While physical coherence might be an adequate criteria for recognizing multi-cellularity in organic organisms, it is not the property that allows multi-cellular organisms to become large and complex. There are algae that consist of strands of cells that are stuck together, with each cell being identical to the next. This is a relatively limiting form of multi-cellularity because there is no differentiation of cell types. It is the specialization of functions resulting from cell differentiation that has allowed multi-cellular organisms to attain large sizes and great complexity. It is differentiation that has generated the MIMD style of parallelism in organic software.

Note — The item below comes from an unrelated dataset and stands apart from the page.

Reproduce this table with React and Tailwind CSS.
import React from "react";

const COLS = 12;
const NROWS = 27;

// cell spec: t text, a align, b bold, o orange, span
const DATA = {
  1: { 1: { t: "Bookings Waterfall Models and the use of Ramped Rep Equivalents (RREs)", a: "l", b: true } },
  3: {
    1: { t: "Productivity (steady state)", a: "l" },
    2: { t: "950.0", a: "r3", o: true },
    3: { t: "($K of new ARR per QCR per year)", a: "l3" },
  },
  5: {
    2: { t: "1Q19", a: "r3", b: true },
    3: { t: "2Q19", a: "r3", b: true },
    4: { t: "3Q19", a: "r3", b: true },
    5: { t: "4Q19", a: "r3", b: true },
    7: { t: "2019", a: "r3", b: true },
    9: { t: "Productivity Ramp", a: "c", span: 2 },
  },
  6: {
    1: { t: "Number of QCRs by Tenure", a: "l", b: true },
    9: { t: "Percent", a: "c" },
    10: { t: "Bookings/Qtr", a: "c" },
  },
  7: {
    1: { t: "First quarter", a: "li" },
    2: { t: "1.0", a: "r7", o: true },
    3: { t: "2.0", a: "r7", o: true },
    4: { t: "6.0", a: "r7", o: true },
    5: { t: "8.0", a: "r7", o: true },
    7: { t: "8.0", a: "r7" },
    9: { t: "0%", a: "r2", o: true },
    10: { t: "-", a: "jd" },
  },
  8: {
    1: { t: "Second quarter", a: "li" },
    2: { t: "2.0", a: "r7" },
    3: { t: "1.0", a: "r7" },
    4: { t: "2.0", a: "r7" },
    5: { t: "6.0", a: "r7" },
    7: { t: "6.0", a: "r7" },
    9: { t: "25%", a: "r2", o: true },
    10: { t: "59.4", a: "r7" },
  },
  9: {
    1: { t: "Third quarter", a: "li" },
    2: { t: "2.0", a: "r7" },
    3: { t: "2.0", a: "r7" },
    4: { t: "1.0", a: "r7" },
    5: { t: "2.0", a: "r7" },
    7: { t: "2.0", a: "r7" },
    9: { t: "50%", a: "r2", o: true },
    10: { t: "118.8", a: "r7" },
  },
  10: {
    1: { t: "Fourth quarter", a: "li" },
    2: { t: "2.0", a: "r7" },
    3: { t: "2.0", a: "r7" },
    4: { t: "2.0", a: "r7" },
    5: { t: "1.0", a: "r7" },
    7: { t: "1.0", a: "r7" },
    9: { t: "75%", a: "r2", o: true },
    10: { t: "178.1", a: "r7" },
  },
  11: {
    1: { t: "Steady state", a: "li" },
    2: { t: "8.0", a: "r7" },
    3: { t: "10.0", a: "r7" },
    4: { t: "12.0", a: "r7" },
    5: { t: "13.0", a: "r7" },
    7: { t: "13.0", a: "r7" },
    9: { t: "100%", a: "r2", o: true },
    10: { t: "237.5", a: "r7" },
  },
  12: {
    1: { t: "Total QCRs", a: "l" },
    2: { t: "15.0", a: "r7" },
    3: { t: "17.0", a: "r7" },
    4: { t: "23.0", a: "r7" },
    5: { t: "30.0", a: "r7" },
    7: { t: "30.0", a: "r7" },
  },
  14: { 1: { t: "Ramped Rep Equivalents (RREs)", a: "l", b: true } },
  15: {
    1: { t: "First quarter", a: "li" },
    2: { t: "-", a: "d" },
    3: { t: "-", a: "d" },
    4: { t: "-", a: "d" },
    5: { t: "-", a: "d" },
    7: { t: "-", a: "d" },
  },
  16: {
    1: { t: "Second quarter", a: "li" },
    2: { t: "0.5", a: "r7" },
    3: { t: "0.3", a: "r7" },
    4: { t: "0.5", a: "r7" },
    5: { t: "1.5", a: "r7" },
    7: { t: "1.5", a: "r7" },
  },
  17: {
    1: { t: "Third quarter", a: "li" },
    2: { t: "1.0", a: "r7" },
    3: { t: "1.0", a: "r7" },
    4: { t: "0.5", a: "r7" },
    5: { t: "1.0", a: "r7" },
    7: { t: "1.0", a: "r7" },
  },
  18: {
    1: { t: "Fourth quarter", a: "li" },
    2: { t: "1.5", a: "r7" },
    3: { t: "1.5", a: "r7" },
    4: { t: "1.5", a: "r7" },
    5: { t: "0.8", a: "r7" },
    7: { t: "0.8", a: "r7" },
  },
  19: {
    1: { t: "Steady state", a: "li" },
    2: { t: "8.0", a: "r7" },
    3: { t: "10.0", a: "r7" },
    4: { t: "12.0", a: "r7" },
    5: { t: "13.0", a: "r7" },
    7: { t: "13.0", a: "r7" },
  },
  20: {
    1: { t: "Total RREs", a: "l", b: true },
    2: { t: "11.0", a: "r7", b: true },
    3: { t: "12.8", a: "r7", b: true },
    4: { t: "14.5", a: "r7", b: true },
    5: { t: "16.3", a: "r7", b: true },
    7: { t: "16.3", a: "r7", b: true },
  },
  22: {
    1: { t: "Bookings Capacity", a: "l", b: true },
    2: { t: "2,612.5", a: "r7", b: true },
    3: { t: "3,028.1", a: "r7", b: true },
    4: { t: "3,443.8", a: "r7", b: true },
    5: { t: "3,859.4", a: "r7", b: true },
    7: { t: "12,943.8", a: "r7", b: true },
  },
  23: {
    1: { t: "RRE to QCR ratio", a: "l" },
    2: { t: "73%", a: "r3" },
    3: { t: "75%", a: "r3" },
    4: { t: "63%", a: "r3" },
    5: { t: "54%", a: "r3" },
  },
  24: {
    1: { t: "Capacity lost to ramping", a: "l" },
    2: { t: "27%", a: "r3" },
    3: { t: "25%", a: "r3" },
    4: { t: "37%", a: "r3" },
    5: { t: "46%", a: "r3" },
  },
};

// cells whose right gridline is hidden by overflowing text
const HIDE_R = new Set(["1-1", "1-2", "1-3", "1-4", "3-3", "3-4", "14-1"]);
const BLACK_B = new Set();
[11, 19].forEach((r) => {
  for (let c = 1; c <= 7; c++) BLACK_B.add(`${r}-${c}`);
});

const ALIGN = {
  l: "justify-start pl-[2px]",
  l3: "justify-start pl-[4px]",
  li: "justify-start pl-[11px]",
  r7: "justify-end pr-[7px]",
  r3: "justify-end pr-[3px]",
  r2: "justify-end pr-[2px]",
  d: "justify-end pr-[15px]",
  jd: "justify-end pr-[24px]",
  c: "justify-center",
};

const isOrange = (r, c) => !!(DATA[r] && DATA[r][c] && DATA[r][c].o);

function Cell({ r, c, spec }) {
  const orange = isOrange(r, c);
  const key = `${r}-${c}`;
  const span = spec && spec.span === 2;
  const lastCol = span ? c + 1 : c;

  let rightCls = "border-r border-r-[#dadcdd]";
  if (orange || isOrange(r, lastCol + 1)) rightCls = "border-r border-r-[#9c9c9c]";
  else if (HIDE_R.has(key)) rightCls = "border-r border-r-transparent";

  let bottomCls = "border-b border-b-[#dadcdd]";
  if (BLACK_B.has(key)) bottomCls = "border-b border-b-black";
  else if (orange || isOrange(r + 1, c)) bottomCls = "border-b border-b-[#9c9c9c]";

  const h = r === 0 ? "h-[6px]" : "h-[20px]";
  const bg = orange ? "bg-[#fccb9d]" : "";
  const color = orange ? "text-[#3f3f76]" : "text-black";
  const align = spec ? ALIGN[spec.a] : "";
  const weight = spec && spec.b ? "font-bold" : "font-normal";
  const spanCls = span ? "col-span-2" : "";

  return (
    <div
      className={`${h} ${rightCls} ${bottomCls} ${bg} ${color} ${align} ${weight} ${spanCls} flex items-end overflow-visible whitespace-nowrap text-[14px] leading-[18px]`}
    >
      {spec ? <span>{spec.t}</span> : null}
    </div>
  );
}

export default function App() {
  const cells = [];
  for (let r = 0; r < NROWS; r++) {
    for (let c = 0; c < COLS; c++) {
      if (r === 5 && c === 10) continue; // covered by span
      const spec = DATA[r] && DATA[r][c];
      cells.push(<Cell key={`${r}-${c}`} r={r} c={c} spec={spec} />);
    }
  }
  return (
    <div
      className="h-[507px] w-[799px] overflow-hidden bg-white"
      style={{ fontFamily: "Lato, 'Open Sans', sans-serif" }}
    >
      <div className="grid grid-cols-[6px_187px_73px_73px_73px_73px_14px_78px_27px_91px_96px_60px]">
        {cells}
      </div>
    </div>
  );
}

From an evolutionary perspective, an important characteristic of multi-cellular organisms is their genetic unity. All the cells of the individual contain the same genetic material as a result of having a common origin from a single egg cell (some small genetic differences may arise due to somatic mutations; in some species new individuals arise from a bud of tissue rather than a single cell). Genetic unity through common origin, and differentiation are critical qualities of multi-cellularity that may be transferable to media other than organic chemistry.

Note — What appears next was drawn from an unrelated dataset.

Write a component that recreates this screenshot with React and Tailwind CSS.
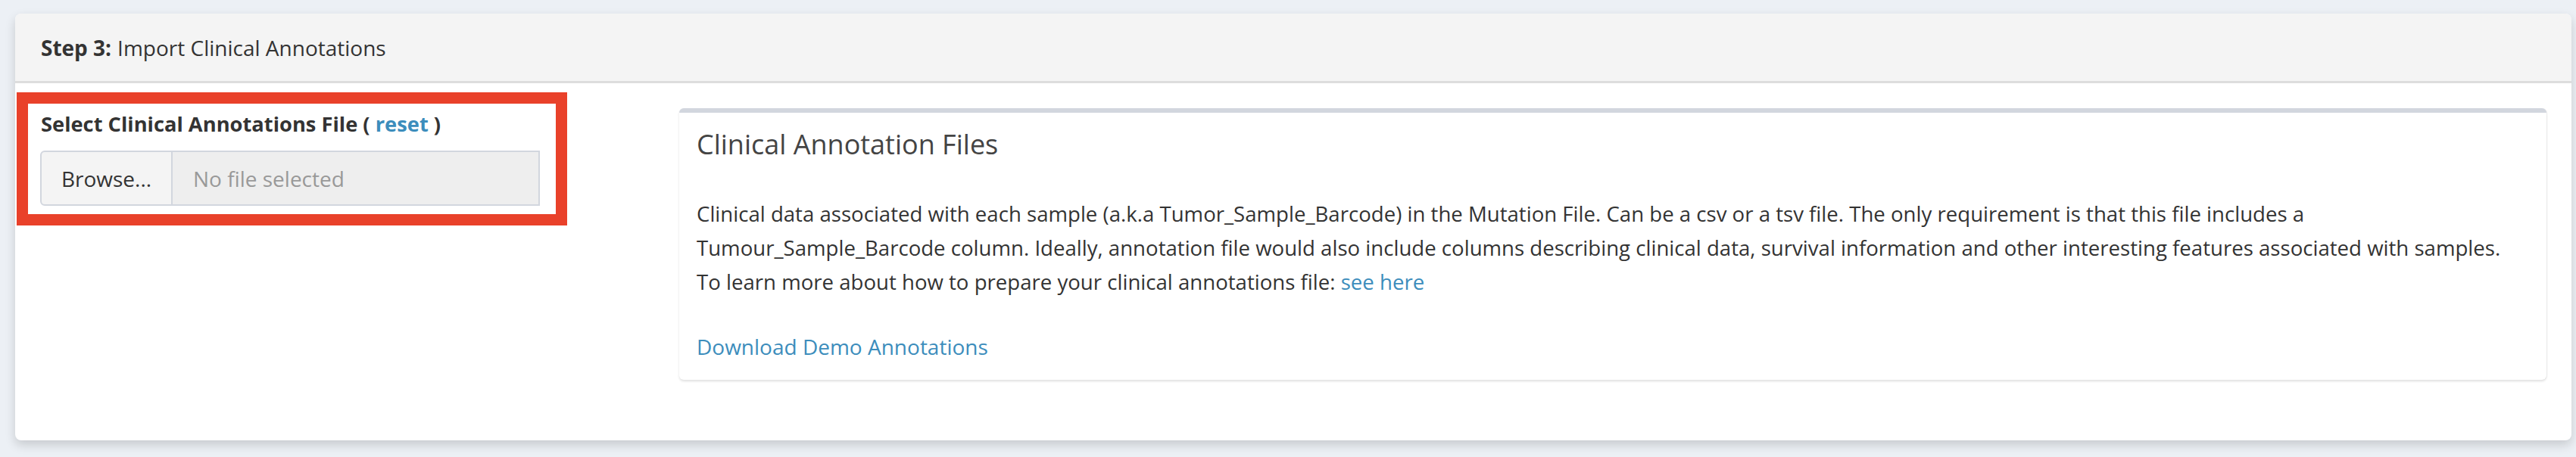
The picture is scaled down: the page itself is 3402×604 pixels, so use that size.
import React from "react";

const FileInput = () => (
  <div className="flex h-[73px] w-[660px] text-[28px] leading-[38px]">
    <div className="flex items-center w-[175px] justify-center bg-[#f4f4f4] border-2 border-[#d2d6de] rounded-l-[6px] text-[#333]">
      Browse...
    </div>
    <div className="flex-1 flex items-center pl-[27px] bg-[#eeeeee] border-y-2 border-r-2 border-[#d2d6de] text-[#999]">
      No file selected
    </div>
  </div>
);

export default function App() {
  return (
    <div className="min-h-[604px] bg-[#ecf0f5] pt-[18px] pl-[20px] font-['Open_Sans',sans-serif] text-[#333]">
      <div className="w-[3376px] bg-white rounded-[8px] shadow-[0_6px_14px_rgba(0,0,0,0.16)] overflow-hidden">
        {/* Header */}
        <div className="h-[92px] flex items-center pl-[34px] bg-[#f4f4f4] border-b-[3px] border-[#dddddd] text-[28px] leading-[38px]">
          <span className="font-bold mr-[8px]">Step 3:</span>
          <span>Import Clinical Annotations</span>
        </div>

        {/* Body */}
        <div className="flex items-start pb-[80px]">
          {/* Annotated form group */}
          <div className="mt-[12px] ml-[2px] w-[727px] border-[15px] border-[#e9412a] bg-white pl-[16px] pr-[21px] pt-[8px] pb-[11px]">
            <div className="text-[27.3px] leading-[38px] font-bold pl-[1px]">
              Select Clinical Annotations File ({" "}
              <a className="text-[#3c8dbc]" href="#">reset</a> )
            </div>
            <div className="mt-[16px]">
              <FileInput />
            </div>
          </div>

          {/* Info box */}
          <div className="ml-[148px] mt-[33px] flex-1 mr-[33px] bg-white border-t-[6px] border-[#d2d6de] rounded-[6px] shadow-[0_2px_3px_rgba(0,0,0,0.12),1px_0_0_rgba(0,0,0,0.04)] px-[23px] pb-[21px]">
            <div className="mt-[22px] text-[36px] leading-[40px] text-[#444]">
              Clinical Annotation Files
            </div>
            <p className="mt-[49px] text-[27.6px] leading-[45px] whitespace-nowrap">
              Clinical data associated with each sample (a.k.a Tumor_Sample_Barcode) in the Mutation File. Can be a csv or a tsv file. The only requirement is that this file includes a
              <br />
              Tumour_Sample_Barcode column. Ideally, annotation file would also include columns describing clinical data, survival information and other interesting features associated with samples.
              <br />
              To learn more about how to prepare your clinical annotations file:{" "}
              <a className="text-[#3c8dbc]" href="#">see here</a>
            </p>
            <div className="mt-[41px] text-[28px] leading-[45px]">
              <a className="text-[#3c8dbc]" href="#">Download Demo Annotations</a>
            </div>
          </div>
        </div>
      </div>
    </div>
  );
}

Buss  provides a provocative discussion of the evolution of multi-cellularity, and explores the conflicts between selection at the levels of cell lines and of individuals. From his discussion the following idea emerges (although he does not explicitly state this idea, in fact he proposes a sort of inverse of this idea, p. 65): the transition from single to multi-celled existence involves the extension of the control of gene regulation by the mother cell to successively more generations of daughter cells.

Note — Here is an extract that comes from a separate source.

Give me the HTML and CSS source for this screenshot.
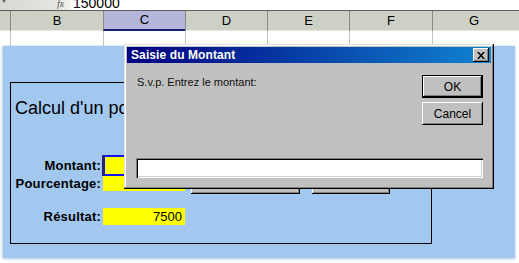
FILE: index.html
```html
<!DOCTYPE html>
<html lang="fr">
<head>
    <meta charset="UTF-8" />
    <meta name="viewport" content="width=device-width, initial-scale=1.0" />
    <link rel="stylesheet" href="styles.css">
</head>
<body>
    <div class="sheet">
        <div class="formula-bar">
            <div class="name-box"><span class="drop">&#9662;</span></div>
            <div class="fx">fx</div>
            <div class="formula">150000</div>
        </div>
        <div class="grid heads">
            <div class="corner"></div>
            <div class="head">B</div>
            <div class="head active">C</div>
            <div class="head">D</div>
            <div class="head">E</div>
            <div class="head">F</div>
            <div class="head">G</div>
        </div>
        <div class="grid cells">
            <div class="corner"></div>
            <div class="cell"></div>
            <div class="cell"></div>
            <div class="cell"></div>
            <div class="cell"></div>
            <div class="cell"></div>
            <div class="cell"></div>
        </div>
    </div>

    <!-- formulaire pose sur la feuille -->
    <div class="panel">
        <div class="frame">
            <h1 class="title">Calcul d'un pourcentage</h1>
            <div class="calc">
                <div class="fields">
                    <div class="lbl">Montant:</div>
                    <div class="box selected"></div>
                    <div class="lbl">Pourcentage:</div>
                    <div class="box"></div>
                    <div class="lbl result">Résultat:</div>
                    <div class="box result">7500</div>
                </div>
                <div class="actions">
                    <button class="sheet-btn wide">Calculer</button>
                    <button class="sheet-btn">Effacer</button>
                </div>
            </div>
        </div>
    </div>

    <!-- boite InputBox -->
    <div class="dialog">
        <div class="titlebar">
            <span class="caption">Saisie du Montant</span>
            <button class="close">
                <svg width="8" height="7" viewBox="0 0 8 7">
                    <path d="M0 0h2l2 2.5L6 0h2L5 3.5 8 7H6L4 4.5 2 7H0l3-3.5z" fill="#000" />
                </svg>
            </button>
        </div>
        <div class="dlg-body">
            <div class="dlg-top">
                <p class="prompt">S.v.p. Entrez le montant:</p>
                <div class="dlg-buttons">
                    <button class="win-btn default">OK</button>
                    <button class="win-btn">Cancel</button>
                </div>
            </div>
            <input class="dlg-input" type="text" />
        </div>
    </div>
</body>
</html>
```

FILE: styles.css
```css
body {
    margin: 0;
    font-family: "Liberation Sans", Arial, sans-serif;
    background: #fff;
    width: 519px;
    height: 263px;
    overflow: hidden;
}

/* feuille excel */
.formula-bar {
    display: flex;
    height: 10px;
    border-bottom: 1px solid #5e5e5e;
    overflow: hidden;
}

.name-box {
    width: 57px;
    background: linear-gradient(to right, #d8d8d4, #e4e4e0);
    position: relative;
}

.drop {
    position: absolute;
    left: 2px;
    top: -3px;
    font-size: 8px;
    line-height: 8px;
    color: #555;
}

.fx {
    width: 14px;
    background: linear-gradient(to right, #e4e4e0, #f4f4f2);
    font-family: "Liberation Serif", serif;
    font-style: italic;
    font-size: 10px;
    line-height: 8px;
    color: #555;
}

.formula {
    flex: 1;
    padding-left: 2px;
    font-size: 14px;
    line-height: 10px;
    margin-top: -2px;
    color: #000;
}

.grid {
    display: grid;
    grid-template-columns: 10px 93px 82px 82px 82px 83px 83px;
}

.heads {
    height: 19px;
    background: #cdd0c5;
    border-bottom: 1px solid #e8e8e0;
}

.head {
    border-left: 1px solid #8a8c84;
    text-align: center;
    font-size: 13px;
    line-height: 19px;
    color: #000;
}

.head.active {
    background: #b3b5da;
    border-bottom: 2px solid #14206e;
    line-height: 18px;
}

.cells {
    height: 16px;
}

.cell {
    border-left: 1px solid #c4c4c4;
}

/* zone bleue */
.panel {
    position: absolute;
    left: 3px;
    top: 46px;
    width: 512px;
    height: 212px;
    box-sizing: border-box;
    padding: 36px 0 0 7px;
    background: #a3c8ef;
    box-shadow: 0 1px 3px rgba(140, 170, 210, 0.6), -1px 0 2px rgba(200, 220, 245, 0.8);
}

.frame {
    width: 422px;
    height: 162px;
    box-sizing: border-box;
    border: 1px solid #000;
}

.title {
    margin: 0;
    padding: 15px 0 0 4px;
    font-size: 18px;
    font-weight: normal;
    line-height: 21px;
    white-space: nowrap;
}

.calc {
    display: flex;
    margin-top: 36px;
}

.fields {
    display: grid;
    grid-template-columns: 90px 82px;
    grid-template-rows: 21px 15px 17px 17px;
    column-gap: 2px;
}

.lbl {
    font-size: 13px;
    font-weight: bold;
    text-align: right;
    align-self: center;
    white-space: nowrap;
    letter-spacing: 0.2px;
}

.lbl.result,
.box.result {
    grid-row: 4;
}

.box {
    background: #ffff00;
    font-size: 13px;
    text-align: right;
    padding-right: 3px;
    line-height: 17px;
    box-sizing: border-box;
}

.box.selected {
    border: 2px solid #1414f0;
    box-shadow: -1px 0 0 #4a2a10;
}

.actions {
    display: flex;
    gap: 12px;
    margin: 13px 0 0 6px;
}

.sheet-btn {
    height: 26px;
    background: #c0c0c0;
    border: 0;
    font-family: inherit;
    font-size: 11px;
    box-shadow: inset -1px -1px #000, inset 1px 1px #fff, inset -2px -2px #808080;
}

.sheet-btn.wide {
    width: 109px;
}

.sheet-btn:not(.wide) {
    width: 78px;
}

/* boite de dialogue */
.dialog {
    position: absolute;
    left: 124px;
    top: 44px;
    width: 370px;
    height: 145px;
    box-sizing: border-box;
    padding: 3px;
    display: flex;
    flex-direction: column;
    background: #c0c0c0;
    box-shadow: inset -1px -1px #000, inset 1px 1px #dfdfdf, inset -2px -2px #808080, inset 2px 2px #fff;
}

.titlebar {
    height: 16px;
    display: flex;
    align-items: center;
    justify-content: space-between;
    padding: 0 2px 0 4px;
    background: linear-gradient(to right, #000080, #1084d0);
}

.caption {
    color: #fff;
    font-size: 12px;
    font-weight: bold;
    letter-spacing: 0.1px;
}

.close {
    width: 16px;
    height: 14px;
    padding: 0;
    border: 0;
    display: flex;
    align-items: center;
    justify-content: center;
    background: #c0c0c0;
    box-shadow: inset -1px -1px #000, inset 1px 1px #fff, inset -2px -2px #808080;
}

.dlg-body {
    flex: 1;
    display: flex;
    flex-direction: column;
    padding: 12px 8px 8px 9px;
}

.dlg-top {
    display: flex;
    justify-content: space-between;
}

.prompt {
    margin: 1px 0 0 1px;
    font-size: 11px;
    line-height: 13px;
    color: #111;
}

.dlg-buttons {
    display: flex;
    flex-direction: column;
    gap: 4px;
}

.win-btn {
    width: 61px;
    height: 23px;
    padding: 0;
    border: 0;
    background: #c0c0c0;
    font-family: inherit;
    font-size: 12px;
    color: #000;
    box-shadow: inset -1px -1px #000, inset 1px 1px #fff, inset -2px -2px #808080;
}

.win-btn.default {
    box-shadow: inset 0 0 0 1px #000, inset -2px -2px #000, inset 2px 2px #fff, inset -3px -3px #808080;
}

.dlg-input {
    margin-top: auto;
    height: 20px;
    box-sizing: border-box;
    border: 0;
    background: #fff;
    box-shadow: inset 1px 1px #808080, inset 2px 2px #000, inset -1px -1px #fff, inset -2px -2px #d4d0c8;
}
```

In organic cells, genes are regulated by proteins contained in the cytoplasm. During early embryonic development in animals, an initially very large fertilized egg cell undergoes cell division with no increase in the overall size of the embryo. The large cell is simply partitioned into many smaller cells, and all components of the cytoplasm are of maternal origin. By preventing several generations of daughter cells from producing any cytoplasmic regulatory components, the mother gains control of the course of differentiation, and thereby creates the developmental process. In single celled organisms by contrast, after each cell division, the daughter cell produces its own cytoplasmic regulatory products, and determines its own destiny independent of the mother cell.
Complex digital organisms will be self replicating algorithms, consisting of many distinct processes dedicated to specific tasks (e.g., locating free memory, mates or other resources; defense; replicating the code). These processes must be coordinated and regulated, and may be divided among several cells specialized for specific functions. If the mother cell can influence the regulation of the processes of the daughter, so as to force the daughter cell to specialize in function and express only a portion of its full genetic potentiality, then the essence of multi-cellularity will be achieved.